Musil espone in questo discorso del 1922 – qui presentato nell’ottima traduzione di Valagussa e con la versione originale a fronte – due aspetti che in seguito diventeranno canonici negli studi sulla trasformazione dell’identità dei combattenti: l’eccezionalità dell’evento bellico e la difficoltà di trasformarlo da esperienza vissuta (Erlebnis, appunto) in esperienza nel senso di crescita (Erfahrung). La guerra, quest’evento di trasfigurazione, poteva essere sentito e vissuto ma non compreso e descritto: «Comincio con un sintomo – è questo l’incipit del discorso – (…) Senza dubbio da un decennio, e senza davvero rendercene conto, noi produciamo la storia del mondo nel modo più smaccato (…). E tuttavia in verità non abbiamo vissuto nulla (…) non siamo cambiati per nulla, abbiamo visto molto e non ci siamo accorti di niente».

Questa lacuna è determinata dalla discrepanza (che si è generata con la guerra) tra la facoltà di produrre e quella di rappresentare a sé stessi quel che si è prodotto. Musil lamenta infatti l’assenza di concetti e di sentimenti in grado di far sedimentare in esperienza quel che viene vissuto in guerra sotto forma di choc.

«Prima eravamo borghesi industriosi, e poi siamo diventati assassini, omicidi, ladri, incendiari e cose simili: e tuttavia in verità non abbiamo vissuto nulla (…) Noi eravamo un po’ di tutto e non siamo cambiati per nulla, abbiamo visto molto e non ci siamo accorti di niente. C’è soltanto una risposta, credo: noi non possedevamo i concetti per interiorizzare il vissuto».

Quel che colpisce di queste righe musiliane è la constatazione del fatto che nulla di essenziale è cambiato, e questo nonostante i grandi rivolgimenti geopolitici portati dal conflitto. Nella Prima guerra mondiale i soldati tornavano ammutoliti dalle zone di guerra, incapaci di raccogliere le manifestazioni disperse e frammentarie del vissuto in una visione perspicua. In questo scenario di morte ad imporsi è stato allora il silenzio, come molti hanno evidenziato, e come ha magistralmente teorizzato Walter Benjamin in alcune famose pagine di Esperienza e povertà (del 1933). All’unisono con Benjamin, anche per Musil il punto di volta storico della Grande Guerra ha generato una stirpe di uomini nuovi, incapaci di fare esperienza e di lasciare tracce della loro presenza. Nel testo L’Europa inerme ovvero Viaggio di palo in frasca Musil sottolinea come l’esperienza della guerra abbia messo a fuoco la «liquidità» dell’uomo, la sua duttilità, adattabilità, leggerezza, la sua capacità di trasformarsi da cannibale a lettore della kantiana Critica della ragion pura. Secondo questa concezione musiliana, l’uomo non possiede un suo proprio apparato immutabile, ma piuttosto assume di volta in volta le sue forme di vita. Ben lungi dal profilarsi come una costante, l’«uomo senza qualità» di Musil è piuttosto un valore mutevole, sottoposto a una serie incalzante di spinte centrifughe. La situazione bellica ha reso possibile smascherare l’inquietante flessibilità della natura umana, visto che in trincea il soldato mette in atto un continuo pendolarismo dal ruolo di eroe allo stadio di assassino.
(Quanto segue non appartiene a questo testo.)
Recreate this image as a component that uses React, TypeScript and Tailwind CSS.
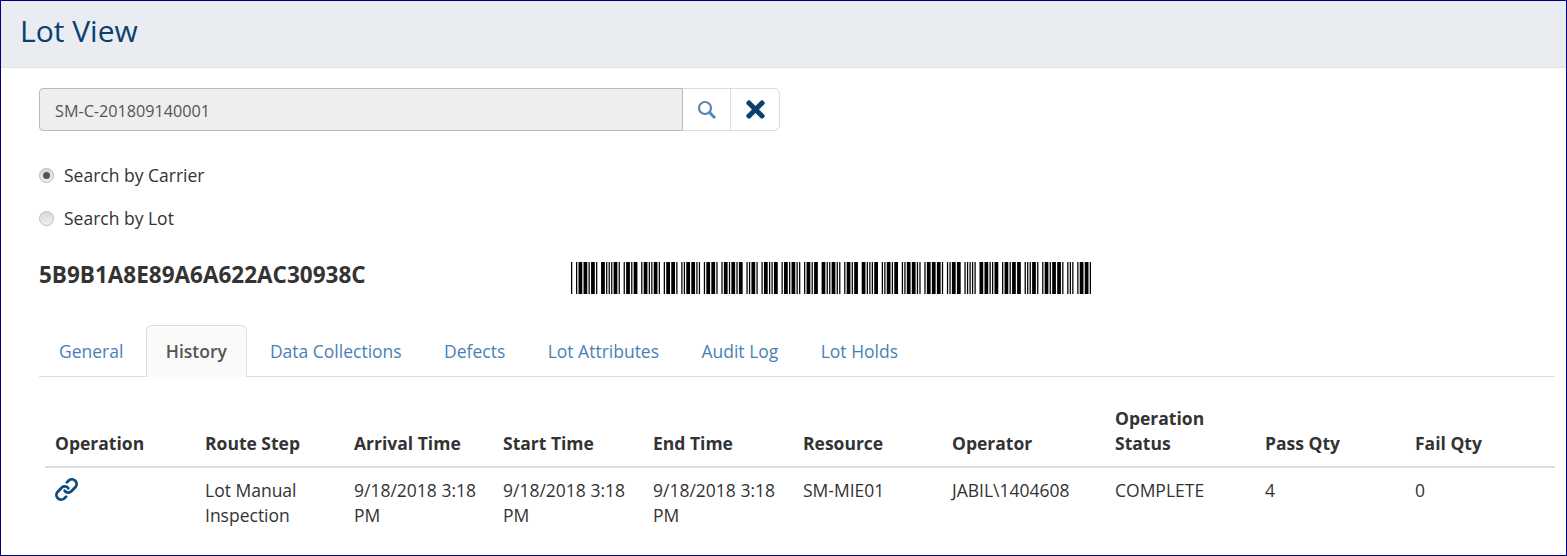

Queste repentine e inquietanti metamorfosi riguardano, però, così precisa Musil, solo l’aspetto esterno dell’uomo, mentre l’essenza umana resta immutata, e coloro che rientrano dalle trincee tornano, ignari dell’accaduto, nella presunta normalità: «Sin dal 1914 l’uomo si è dimostrato una massa sorprendentemente molto più malleabile di quanto si era disposti ad accettare comunemente (…)l’esperienza della guerra ha confermato a tutti, in un enorme esperimento di massa, che l’uomo può dirigersi facilmente verso gli estremi più impensabili e tornare indietro, senza cambiare nella propria essenza. Costui cambia, ma non cambia sé stesso».
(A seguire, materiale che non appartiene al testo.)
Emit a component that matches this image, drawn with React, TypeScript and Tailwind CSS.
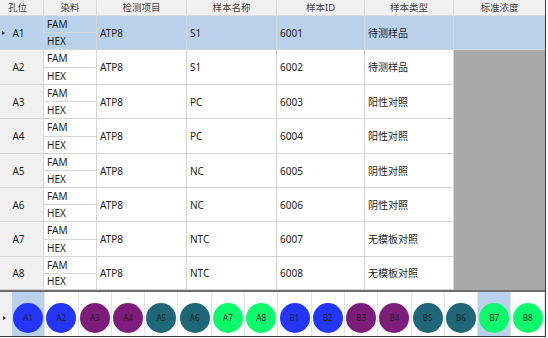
import React from "react";

const rows = [
  { id: "A1", name: "S1", sid: "6001", type: "待测样品", h: "h-[34px]" },
  { id: "A2", name: "S1", sid: "6002", type: "待测样品", h: "h-[35px]" },
  { id: "A3", name: "PC", sid: "6003", type: "阳性对照", h: "h-[34px]" },
  { id: "A4", name: "PC", sid: "6004", type: "阳性对照", h: "h-[35px]" },
  { id: "A5", name: "NC", sid: "6005", type: "阴性对照", h: "h-[34px]" },
  { id: "A6", name: "NC", sid: "6006", type: "阴性对照", h: "h-[34px]" },
  { id: "A7", name: "NTC", sid: "6007", type: "无模板对照", h: "h-[35px]" },
  { id: "A8", name: "NTC", sid: "6008", type: "无模板对照", h: "h-[33px]" },
];

const wells = [
  { l: "A1", c: "bg-[#2236ff]" },
  { l: "A2", c: "bg-[#2236ff]" },
  { l: "A3", c: "bg-[#7d1c7b]" },
  { l: "A4", c: "bg-[#7d1c7b]" },
  { l: "A5", c: "bg-[#1d6778]" },
  { l: "A6", c: "bg-[#1d6778]" },
  { l: "A7", c: "bg-[#0cfb6c]" },
  { l: "A8", c: "bg-[#0cfb6c]" },
  { l: "B1", c: "bg-[#2236ff]" },
  { l: "B2", c: "bg-[#2236ff]" },
  { l: "B3", c: "bg-[#7d1c7b]" },
  { l: "B4", c: "bg-[#7d1c7b]" },
  { l: "B5", c: "bg-[#1d6778]" },
  { l: "B6", c: "bg-[#1d6778]" },
  { l: "B7", c: "bg-[#0cfb6c]" },
  { l: "B8", c: "bg-[#0cfb6c]" },
];

const headers = [
  { t: "孔位", w: "w-[44px]", extra: "pr-[8px]" },
  { t: "染料", w: "w-[53px]", extra: "" },
  { t: "检测项目", w: "w-[90px]", extra: "" },
  { t: "样本名称", w: "w-[90px]", extra: "" },
  { t: "样本ID", w: "w-[88px]", extra: "" },
  { t: "样本类型", w: "w-[89px]", extra: "" },
  { t: "标准浓度", w: "w-[91px]", extra: "" },
];

export default function App() {
  return (
    <div
      className="w-[548px] h-[338px] bg-white overflow-hidden"
      style={{ fontFamily: '"Noto Sans", "Noto Sans CJK SC", sans-serif' }}
    >
      <div className="w-[546px] h-[337px] border-r border-b border-[#3c3c3c] flex flex-col">
        {/* header */}
        <div className="flex h-[16px] bg-[#f0f0f0] border-b border-[#dcdcdc]">
          {headers.map((h, i) => (
            <div
              key={h.t}
              className={`${h.w} ${h.extra} h-full flex items-center justify-center text-[9.5px] leading-none text-[#444] ${
                i < 6 ? "border-r border-[#d9d9d9]" : ""
              }`}
            >
              {h.t}
            </div>
          ))}
        </div>
        {/* rows */}
        {rows.map((r, i) => {
          const sel = i === 0;
          const bg = sel ? "bg-[#b9d1ea]" : "bg-white";
          return (
            <div key={r.id} className={`relative flex ${r.h} text-[10px] text-[#1e1e1e] leading-none`}>
              {sel && (
                <div className="absolute left-[2px] top-[15px] w-0 h-0 border-y-[2.5px] border-y-transparent border-l-[3px] border-l-[#333]" />
              )}
              <div
                className={`w-[44px] h-full flex items-center justify-center pr-[6px] border-r border-b border-[#d6d6d6] ${
                  sel ? "bg-[#b9d1ea]" : "bg-[#f0f0f0]"
                }`}
              >
                {r.id}
              </div>
              <div className={`w-[53px] h-full flex flex-col border-r border-b border-[#d6d6d6] ${bg}`}>
                <div className="flex-1 flex items-center pl-[3px] border-b border-[#d6d6d6]">FAM</div>
                <div className="flex-1 flex items-center pl-[3px]">HEX</div>
              </div>
              <div className={`w-[90px] h-full flex items-center pl-[3px] border-r border-b border-[#d6d6d6] ${bg}`}>
                ATP8
              </div>
              <div className={`w-[90px] h-full flex items-center pl-[3px] border-r border-b border-[#d6d6d6] ${bg}`}>
                {r.name}
              </div>
              <div className={`w-[88px] h-full flex items-center pl-[3px] border-r border-b border-[#d6d6d6] ${bg}`}>
                {r.sid}
              </div>
              <div className={`w-[89px] h-full flex items-center pl-[3px] border-r border-b border-[#d6d6d6] ${bg}`}>
                {r.type}
              </div>
              <div
                className={`w-[91px] h-full ${
                  sel ? "bg-[#b9d1ea] border-b border-[#d6d6d6]" : "bg-[#a9a9a9]"
                }`}
              />
            </div>
          );
        })}
        {/* separator */}
        <div className="h-[2px] bg-[#6e6e6e]" />
        {/* plate strip */}
        <div className="flex flex-1 bg-white">
          <div className="relative w-[12px] h-full bg-[#f0f0f0]">
            <div className="absolute left-[3px] top-[24px] w-0 h-0 border-y-[2.5px] border-y-transparent border-l-[3px] border-l-[#333]" />
          </div>
          {wells.map((w) => {
            const sel = w.l === "A1" || w.l === "B7";
            return (
              <div
                key={w.l}
                className={`w-[33.3px] shrink-0 h-full flex justify-center pt-[11px] border-r border-[#e4e4e4] ${
                  sel ? "bg-[#b9d1ea]" : "bg-white"
                }`}
              >
                <div
                  className={`w-[30px] h-[30px] rounded-full ${w.c} flex items-center justify-center text-[8px] text-[#222]`}
                >
                  {w.l}
                </div>
              </div>
            );
          })}
        </div>
      </div>
    </div>
  );
}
La Grande Guerra viene presentata allora come l’evento che ha consegnato al presente un’umanità informe, una «sostanza colloidale» che si adatta alle forme, non le plasma. Forse le antenne sottili di Musil avevano già compreso nel 1922 come questa condizione fosse il tragico presupposto delle altre catastrofi a venire.